Renzi e la repubblica delle nonne

Con la rinuncia di Veltroni a ricandidarsi e la messa in causa di D’Alema (senza entrare nel merito, su cui pure ci sarebbe da dire) è indubbio che la campagna per le primarie, e subito dopo per le elezioni, è a una svolta potenziale. Una svolta che nel ritmo della campagna rischia di essere arrivata troppo presto per Renzi e che paradossalmente rischia di svuotare la storia che sta raccontando. Certo questa pressione sulla vecchia guardia è politicamente frutto del lavoro di Renzi, cominciato anni fa, e ha prodotto – ormai è evidente – un cambiamento di percezione, di senso del realismo, cioè l’idea generale di quel che si può fare. E in ogni caso Renzi se ne può appropriare.

Le accelerazioni delle ultime settimane e giorni mostrano che su questo punto Renzi ha modificato il quadro generale. Ma questo non è solo il paese in cui alcune generazioni di relativamente giovani si sono sentite e si sentono schiacciate, per motivi macroeconomici e culturali, dalle generazioni precedenti, garantite e avvantaggiate. È anche, ma le due cose sono legate a doppio filo, una repubblica delle nonne, un paese in cui il passaggio tra generazioni può essere molto più delicato e ambivalente di quanto la sola rottamazione possa lasciar intendere.
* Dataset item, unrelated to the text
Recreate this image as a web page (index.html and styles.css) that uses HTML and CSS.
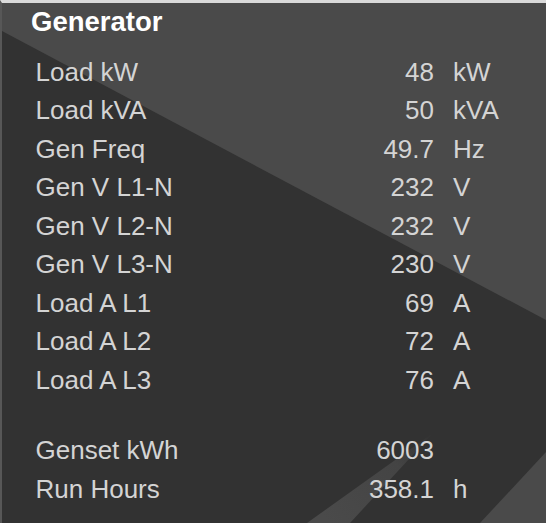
FILE: index.html
```html
<!DOCTYPE html>
<html lang="en">
<head>
<meta charset="utf-8">
<title>Generator</title>
<link rel="stylesheet" href="styles.css">
</head>
<body>
<section class="panel">
  <svg class="backdrop" viewBox="0 0 546 523" preserveAspectRatio="none" aria-hidden="true">
    <defs>
      <linearGradient id="streak" x1="433" y1="433" x2="330" y2="523" gradientUnits="userSpaceOnUse">
        <stop offset="0" stop-color="#4a4a4a" stop-opacity="0"/>
        <stop offset="0.35" stop-color="#4a4a4a" stop-opacity="0.75"/>
        <stop offset="1" stop-color="#4a4a4a" stop-opacity="1"/>
      </linearGradient>
    </defs>
    <polygon points="0,0 546,0 546,320 0,30" fill="#4a4a4a"/>
    <polygon points="433,433 350,523 307,523" fill="url(#streak)"/>
    <polygon points="546,452 546,523 480,523" fill="#4a4a4a"/>
  </svg>
  <h1 class="title">Generator</h1>
  <div class="readings">
    <span class="label">Load kW</span><span class="value">48</span><span class="unit">kW</span>
    <span class="label">Load kVA</span><span class="value">50</span><span class="unit">kVA</span>
    <span class="label">Gen Freq</span><span class="value">49.7</span><span class="unit">Hz</span>
    <span class="label">Gen V L1-N</span><span class="value">232</span><span class="unit">V</span>
    <span class="label">Gen V L2-N</span><span class="value">232</span><span class="unit">V</span>
    <span class="label">Gen V L3-N</span><span class="value">230</span><span class="unit">V</span>
    <span class="label">Load A L1</span><span class="value">69</span><span class="unit">A</span>
    <span class="label">Load A L2</span><span class="value">72</span><span class="unit">A</span>
    <span class="label">Load A L3</span><span class="value">76</span><span class="unit">A</span>
    <span class="spacer"></span>
    <span class="label">Genset kWh</span><span class="value">6003</span><span class="unit"></span>
    <span class="label">Run Hours</span><span class="value">358.1</span><span class="unit">h</span>
  </div>
</section>
</body>
</html>
```

FILE: styles.css
```css
html, body {
  margin: 0;
  padding: 0;
  background: #323232;
}

.panel {
  position: relative;
  box-sizing: border-box;
  width: 546px;
  height: 523px;
  overflow: hidden;
  background: #323232;
  border-top: 3px solid #dadada;
  border-left: 2px solid #575757;
  padding: 3px 0 0 29px;
  font-family: "Liberation Sans", Arial, Helvetica, sans-serif;
}

.backdrop {
  position: absolute;
  top: -3px;
  left: -2px;
  width: 546px;
  height: 523px;
  z-index: 0;
}

.title {
  position: relative;
  z-index: 1;
  margin: 0;
  font-size: 27.5px;
  line-height: 32px;
  font-weight: bold;
  color: #ffffff;
}

.readings {
  position: relative;
  z-index: 1;
  margin-top: 14.5px;
  margin-left: 4.5px;
  display: grid;
  grid-template-columns: 254.5px 125px auto;
  column-gap: 19px;
  font-size: 26px;
  line-height: 38.5px;
  color: #d4d4d4;
}

.value {
  text-align: right;
}

.spacer {
  grid-column: 1 / -1;
  height: 32px;
}
```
In questo la campagna di Renzi rischia di avere un bug, perché se è vero che essa ha posto in modo forte il tema dell’assunzione di responsabilità, o meglio dell’accesso alla responsabilità, di tutta una generazione (ma su questo bisogna che Renzi chiarisca non solo il nodo culturale, che ormai è chiarissimo e che è entrato nell’ordine degli oggetti ”reali” del dibattito, ma anche gli strumenti con cui intende favorire, da presidente del consiglio, questo accesso), è anche vero che esiste un’altra parte del paese che non ha esaurito il suo ruolo e che ha moltissimo da dire.

Renzi deve tendere una mano alle nonne e alle mamme (intendo nonne e mamme come metafora di una parte del paese e di una sua cultura), ora deve convincere loro. In un paese così deliziosamente conservatore, così legato alla relazione tra generazioni, così davvero tenuto in piedi da mamme e nonne, se si vuole davvero ampliare la partecipazione, se si vuole davvero essere interclassista e superare le semplici opposizioni politologiche, ora bisogna rivolgersi al paese anche come se fosse una nonna, con sincerità e affetto, ma anche spiegando in che modo un mondo nuovo può essere migliore e più inclusivo di quello vecchio.

Gianluca Briguglia

Gianluca Briguglia è professore di Storia delle dottrine politiche all'Università di Venezia Ca' Foscari. È stato direttore della Facoltà di Filosofia dell'Università di Strasburgo, dove ha insegnato Filosofia medievale e ha fatto ricerca e ha insegnato all'Università e all'Accademia delle Scienze di Vienna, all'EHESS di Parigi, alla LMU di Monaco. Il suo ultimo libro: Il pensiero politico medievale.